You don't have to wait at all. Nothing to stop you putting him on exhibition as I say, or showing him in ped section then basing where you go from there on judges' opinions. Why not ask your breeder if they think he's good enough too?


----------



## MCWillow (Aug 26, 2011)

rcmadd said:


> *@ mcwillow.. we have not shown him in ped pet yet.. his first comming up
> 
> we did show our selkirk rex variant as the variants are not gccf so cannot be shown as a breed.. *
> 
> ...


Ahh sorry - thats where I got confused!


----------



## Drevil (Jan 19, 2013)

It's because based on my previous experience I won't show a kitten in the pedigree section again as they are judged so late in the day - I accept this kitten could be different but my feelings remain unchanged.


----------



## carolmanycats (May 18, 2009)

rcmadd said:


> @ mcwillow.. we have not shown him in ped pet yet.. his first comming up
> 
> we did show our selkirk rex variant as the variants are not gccf so cannot be shown as a breed..
> 
> ...


OK- playing Devils Advocate here - what about breeders who have a cat that cannot be shown as a pedigree, say a Selkirk variant, but that IS allowed and important in the breeding program?
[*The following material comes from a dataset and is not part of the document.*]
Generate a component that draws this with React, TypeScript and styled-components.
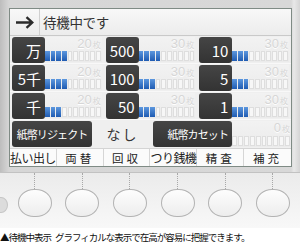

Should they be allowed to show it as a ped pet until 6 months old, knowing that after that it will not be shown as it will be used for breeding so, obviously, will not be neutered, or should they not show it at all or just put it on exhibition? They are not switching from ped pets to pedigree section, and, indeed, the cat may later be shown as a ped pet once it has finished breeding and has been neutered, but some may say even that isn't fair?

Opinions?


----------



## MCWillow (Aug 26, 2011)

I can't see why that would be unfair, as they will only _ever_ be shown in ped pets.

Ped pets and household pets usually have separate sections so its not like a ped is competing against a moggy. And they are judged completely differently to the pedigree section.


----------



## rcmadd (Feb 6, 2011)

carol.. we stopped showing our tortie ragdoll girl so that we can have a litter from her..

then we had her "done" and started showing her again.. we did start her in ped pet and carried on in ped pet

although it is a little unfair having to stop showing so they can be bred form...


----------



## carolmanycats (May 18, 2009)

Was just seeing what people thought, having heard the odd mutter about breeders "using" the section as opposed to "serious" exhibitors showing there. Personally, I have no strong feelings either way


----------



## carly87 (Feb 11, 2011)

I'd argue that breeders are just as serious, and in fact, that the HHP is a much harsher judgement on their lines. It would be a very good indicator that someone was breeding cats with fabulous temperaments and personalities, something which is just as important as good type in my book. I've put my girl in there because I love the temperament of my cats, and want to see if judges do too. That's why I chose that section instead of ped neuters. I'd love to see a similar type of section for entire cats to be given awards on temperament only. I think it would make a wonderful asset to many breeding programmes.


----------



## Soupie (Sep 2, 2008)

carolmanycats said:


> OK- playing Devils Advocate here - what about breeders who have a cat that cannot be shown as a pedigree, say a Selkirk variant, but that IS allowed and important in the breeding program? Should they be allowed to show it as a ped pet until 6 months old, knowing that after that it will not be shown as it will be used for breeding so, obviously, will not be neutered, or should they not show it at all or just put it on exhibition? They are not switching from ped pets to pedigree section, and, indeed, the cat may later be shown as a ped pet once it has finished breeding and has been neutered, but some may say even that isn't fair?
> 
> Opinions?


why not? it brings entries and revenue to the show - they are only showing kittens until 6 months and it harms noone - the kittens can't be shown as pedigrees so they are showing in the 'correct' section.


----------



## Soupie (Sep 2, 2008)

carolmanycats said:


> Was just seeing what people thought, having heard the odd mutter about breeders "using" the section as opposed to "serious" exhibitors showing there. Personally, I have no strong feelings either way


tbh some of the 'serious exhibitors' in the HHP section need to take a look at their behaviour as the behaviour of some is appalling and terribly overcompetitive and could destroy the 'fun factor' of the pet section.


----------



## rcmadd (Feb 6, 2011)

Soupie said:


> tbh some of the 'serious exhibitors' in the HHP section need to take a look at their behaviour as the behaviour of some is appalling and terribly overcompetitive and could destroy the 'fun factor' of the pet section.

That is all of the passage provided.